DIRECTIONS:
Return the lines where the word "components" occurs.

GIVEN INFORMATION:

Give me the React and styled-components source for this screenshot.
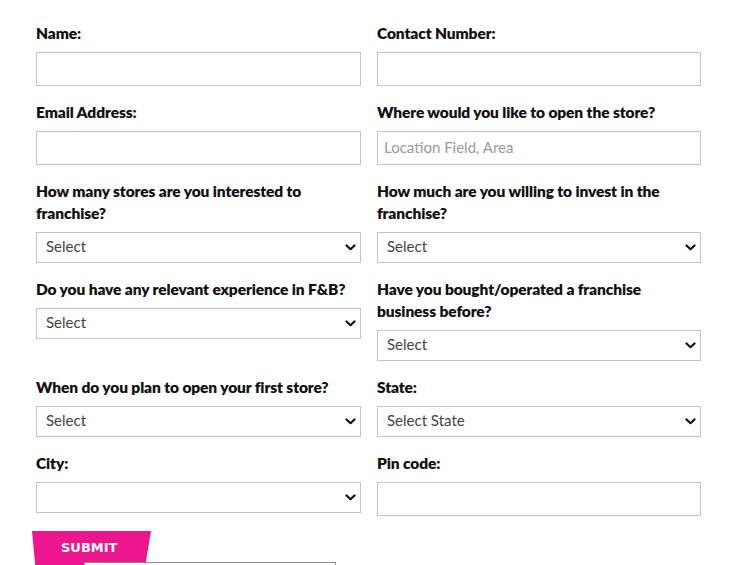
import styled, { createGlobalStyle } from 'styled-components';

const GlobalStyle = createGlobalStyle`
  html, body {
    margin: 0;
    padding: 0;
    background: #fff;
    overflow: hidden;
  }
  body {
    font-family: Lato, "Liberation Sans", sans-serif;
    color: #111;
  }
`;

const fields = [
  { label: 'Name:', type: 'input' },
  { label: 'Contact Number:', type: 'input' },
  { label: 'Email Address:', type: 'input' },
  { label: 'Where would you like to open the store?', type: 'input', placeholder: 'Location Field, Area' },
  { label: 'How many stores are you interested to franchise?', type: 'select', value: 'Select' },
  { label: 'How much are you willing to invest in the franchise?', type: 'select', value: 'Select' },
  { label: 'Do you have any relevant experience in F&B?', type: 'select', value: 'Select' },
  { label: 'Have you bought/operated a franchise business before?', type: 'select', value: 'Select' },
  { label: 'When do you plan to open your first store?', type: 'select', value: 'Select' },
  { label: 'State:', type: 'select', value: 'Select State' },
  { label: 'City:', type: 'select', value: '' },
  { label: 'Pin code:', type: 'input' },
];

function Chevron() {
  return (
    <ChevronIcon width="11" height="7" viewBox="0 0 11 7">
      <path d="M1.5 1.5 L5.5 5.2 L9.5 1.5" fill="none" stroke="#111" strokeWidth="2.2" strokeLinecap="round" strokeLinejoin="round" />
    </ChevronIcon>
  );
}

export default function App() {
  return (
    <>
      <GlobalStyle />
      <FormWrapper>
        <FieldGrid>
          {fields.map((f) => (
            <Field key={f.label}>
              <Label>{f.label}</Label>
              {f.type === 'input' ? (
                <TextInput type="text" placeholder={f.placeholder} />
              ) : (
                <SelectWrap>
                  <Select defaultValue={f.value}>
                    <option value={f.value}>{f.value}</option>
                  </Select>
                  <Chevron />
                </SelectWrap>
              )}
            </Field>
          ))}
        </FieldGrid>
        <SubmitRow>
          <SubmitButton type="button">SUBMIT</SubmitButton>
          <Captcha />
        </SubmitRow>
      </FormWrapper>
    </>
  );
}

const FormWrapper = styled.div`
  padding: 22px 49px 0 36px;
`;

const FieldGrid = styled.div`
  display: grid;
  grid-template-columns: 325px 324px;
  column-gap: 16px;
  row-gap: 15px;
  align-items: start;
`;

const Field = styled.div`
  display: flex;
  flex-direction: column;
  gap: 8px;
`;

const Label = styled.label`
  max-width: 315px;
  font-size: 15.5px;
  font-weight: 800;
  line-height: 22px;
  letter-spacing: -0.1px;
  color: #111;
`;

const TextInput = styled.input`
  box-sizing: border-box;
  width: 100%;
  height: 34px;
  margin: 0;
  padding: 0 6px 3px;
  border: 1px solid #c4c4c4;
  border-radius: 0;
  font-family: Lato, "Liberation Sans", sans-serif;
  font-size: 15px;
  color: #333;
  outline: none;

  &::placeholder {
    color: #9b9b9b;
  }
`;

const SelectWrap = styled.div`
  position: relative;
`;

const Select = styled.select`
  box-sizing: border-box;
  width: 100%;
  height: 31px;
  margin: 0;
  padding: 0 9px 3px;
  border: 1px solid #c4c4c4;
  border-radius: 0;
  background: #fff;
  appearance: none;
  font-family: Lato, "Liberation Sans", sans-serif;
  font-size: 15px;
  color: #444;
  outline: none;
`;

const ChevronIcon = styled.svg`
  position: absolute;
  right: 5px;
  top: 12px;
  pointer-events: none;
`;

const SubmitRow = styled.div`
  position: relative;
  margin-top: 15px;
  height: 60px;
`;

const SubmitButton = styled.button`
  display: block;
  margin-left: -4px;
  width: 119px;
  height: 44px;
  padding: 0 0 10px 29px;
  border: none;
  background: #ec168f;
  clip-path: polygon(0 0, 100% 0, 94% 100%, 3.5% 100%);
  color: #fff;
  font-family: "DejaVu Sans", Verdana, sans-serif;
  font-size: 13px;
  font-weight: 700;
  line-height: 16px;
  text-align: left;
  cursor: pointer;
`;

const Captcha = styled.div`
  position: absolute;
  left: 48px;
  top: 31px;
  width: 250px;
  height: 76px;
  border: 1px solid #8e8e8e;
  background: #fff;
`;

EXERCISE RESULT:
Give me the React and styled-components source for this screenshot.
import styled, { createGlobalStyle } from 'styled-components';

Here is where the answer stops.